3. Fees and Charges:
- Card: Using cards can come with foreign transaction fees, depending on your bank. However, these fees are often outweighed by the convenience of card transactions.
- Cash: When withdrawing cash from ATMs, especially those not affiliated with your home bank, you might incur charges. Furthermore, currency exchange services, particularly at airports, may offer less favorable exchange rates.
- Card: It’s easy to lose track of spending with card payments. However, online banking apps allow you to monitor your transactions in real-time.
- Cash: Having a tangible amount helps some travelers stick to a budget, as they can physically see and control their expenditure.
- Card: Ideal for those who prioritize convenience, especially if staying primarily in urban settings.
- Cash: Essential for those aiming to dive deep into local experiences, particularly off the beaten path.
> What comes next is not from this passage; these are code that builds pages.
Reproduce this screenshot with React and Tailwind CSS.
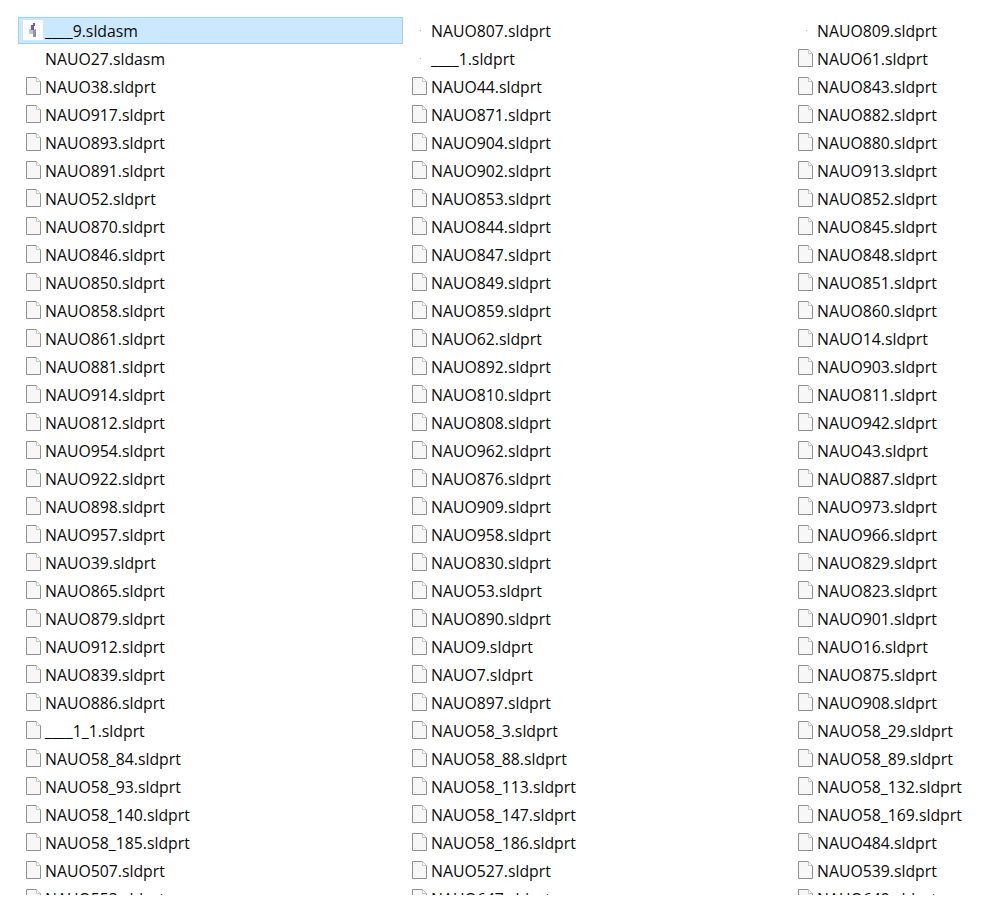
const COLUMNS = [
  ['____9.sldasm', 'NAUO27.sldasm', 'NAUO38.sldprt', 'NAUO917.sldprt', 'NAUO893.sldprt', 'NAUO891.sldprt', 'NAUO52.sldprt', 'NAUO870.sldprt', 'NAUO846.sldprt', 'NAUO850.sldprt', 'NAUO858.sldprt', 'NAUO861.sldprt', 'NAUO881.sldprt', 'NAUO914.sldprt', 'NAUO812.sldprt', 'NAUO954.sldprt', 'NAUO922.sldprt', 'NAUO898.sldprt', 'NAUO957.sldprt', 'NAUO39.sldprt', 'NAUO865.sldprt', 'NAUO879.sldprt', 'NAUO912.sldprt', 'NAUO839.sldprt', 'NAUO886.sldprt', '____1_1.sldprt', 'NAUO58_84.sldprt', 'NAUO58_93.sldprt', 'NAUO58_140.sldprt', 'NAUO58_185.sldprt', 'NAUO507.sldprt', 'NAUO553.sldprt'],
  ['NAUO807.sldprt', '____1.sldprt', 'NAUO44.sldprt', 'NAUO871.sldprt', 'NAUO904.sldprt', 'NAUO902.sldprt', 'NAUO853.sldprt', 'NAUO844.sldprt', 'NAUO847.sldprt', 'NAUO849.sldprt', 'NAUO859.sldprt', 'NAUO62.sldprt', 'NAUO892.sldprt', 'NAUO810.sldprt', 'NAUO808.sldprt', 'NAUO962.sldprt', 'NAUO876.sldprt', 'NAUO909.sldprt', 'NAUO958.sldprt', 'NAUO830.sldprt', 'NAUO53.sldprt', 'NAUO890.sldprt', 'NAUO9.sldprt', 'NAUO7.sldprt', 'NAUO897.sldprt', 'NAUO58_3.sldprt', 'NAUO58_88.sldprt', 'NAUO58_113.sldprt', 'NAUO58_147.sldprt', 'NAUO58_186.sldprt', 'NAUO527.sldprt', 'NAUO647.sldprt'],
  ['NAUO809.sldprt', 'NAUO61.sldprt', 'NAUO843.sldprt', 'NAUO882.sldprt', 'NAUO880.sldprt', 'NAUO913.sldprt', 'NAUO852.sldprt', 'NAUO845.sldprt', 'NAUO848.sldprt', 'NAUO851.sldprt', 'NAUO860.sldprt', 'NAUO14.sldprt', 'NAUO903.sldprt', 'NAUO811.sldprt', 'NAUO942.sldprt', 'NAUO43.sldprt', 'NAUO887.sldprt', 'NAUO973.sldprt', 'NAUO966.sldprt', 'NAUO829.sldprt', 'NAUO823.sldprt', 'NAUO901.sldprt', 'NAUO16.sldprt', 'NAUO875.sldprt', 'NAUO908.sldprt', 'NAUO58_29.sldprt', 'NAUO58_89.sldprt', 'NAUO58_132.sldprt', 'NAUO58_169.sldprt', 'NAUO484.sldprt', 'NAUO539.sldprt', 'NAUO649.sldprt'],
]

// icon per row: page = blank document, dot = thumbnail still loading, none = no icon at all
const iconFor = (col, row) => {
  if (row === 0 && col === 0) return 'thumb'
  if (row === 1 && col === 0) return 'none'
  if (row === 0 || (row === 1 && col === 1)) return 'dot'
  return 'page'
}

function PageIcon() {
  return (
    <svg width="15" height="18" viewBox="0 0 15 18" className="ml-[7px] -mt-px shrink-0">
      <path d="M0.5 0.5H10.5L14.5 4.5V17.5H0.5Z" fill="#f7f7f7" stroke="#909090" />
      <path d="M10.5 0.5V4.5H14.5" fill="#ffffff" stroke="#c4c4c4" />
    </svg>
  )
}

function ThumbIcon() {
  return (
    <div className="ml-1 -mt-px w-5 h-5 bg-white shrink-0 flex items-center justify-center">
      <svg width="9" height="14" viewBox="0 0 9 14">
        <rect x="0" y="6" width="7" height="5" fill="#c8c4c8" />
        <rect x="2" y="2" width="3" height="5" fill="#5a5fc8" />
        <rect x="4" y="0" width="2" height="3" fill="#c8404a" />
        <rect x="4" y="7" width="3" height="7" fill="#9a8fa0" />
      </svg>
    </div>
  )
}

function FileRow({ name, icon, selected }) {
  return (
    <div className={`h-[27px] flex items-center border ${selected ? 'bg-[#cce8ff] border-[#99d1ff]' : 'border-transparent'}`}>
      <div className="w-[26px] h-full flex items-center shrink-0">
        {icon === 'page' && <PageIcon />}
        {icon === 'thumb' && <ThumbIcon />}
        {icon === 'dot' && <div className="ml-[15px] w-px h-px bg-[#b8b8d8]" />}
      </div>
      <span className="mt-0.5 text-[#0a0a0a] text-[15.8px] leading-none whitespace-nowrap">{name}</span>
    </div>
  )
}

export default function App() {
  return (
    <div className="h-[898px] bg-white">
      <div className="h-[895px] overflow-hidden pt-[17px] pl-[18px] grid grid-cols-[385px_385px_190px] gap-x-px font-['Open_Sans','Noto_Sans',sans-serif]">
        {COLUMNS.map((files, col) => (
          <div key={col} className="min-w-0 flex flex-col gap-y-px">
            {files.map((name, row) => (
              <FileRow key={name} name={name} icon={iconFor(col, row)} selected={col === 0 && row === 0} />
            ))}
          </div>
        ))}
      </div>
    </div>
  )
}
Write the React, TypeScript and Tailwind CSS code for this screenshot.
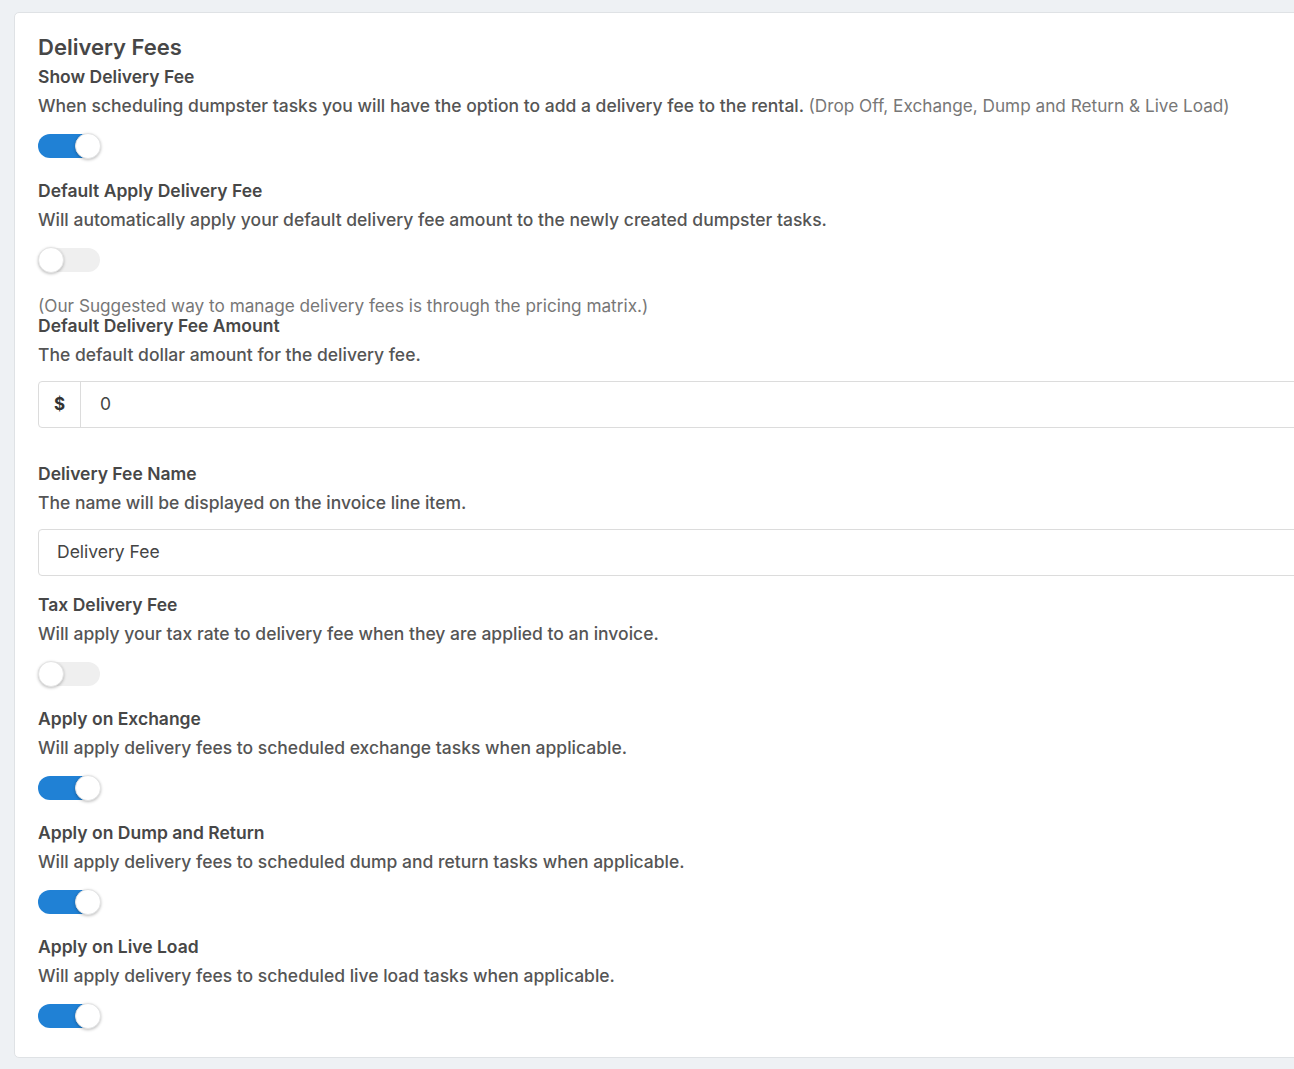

Also, small gestures like tipping are often easier with cash.
It’s not strictly a matter of one being better than the other. For the best experience in Hungary, a mix of both cash and card is recommended.
Utilize cards for significant expenses like accommodation and dining in upscale places, while keeping a reasonable amount of cash on hand for local experiences and smaller transactions.
Before traveling, check your bank’s policies on foreign transactions to avoid unexpected charges.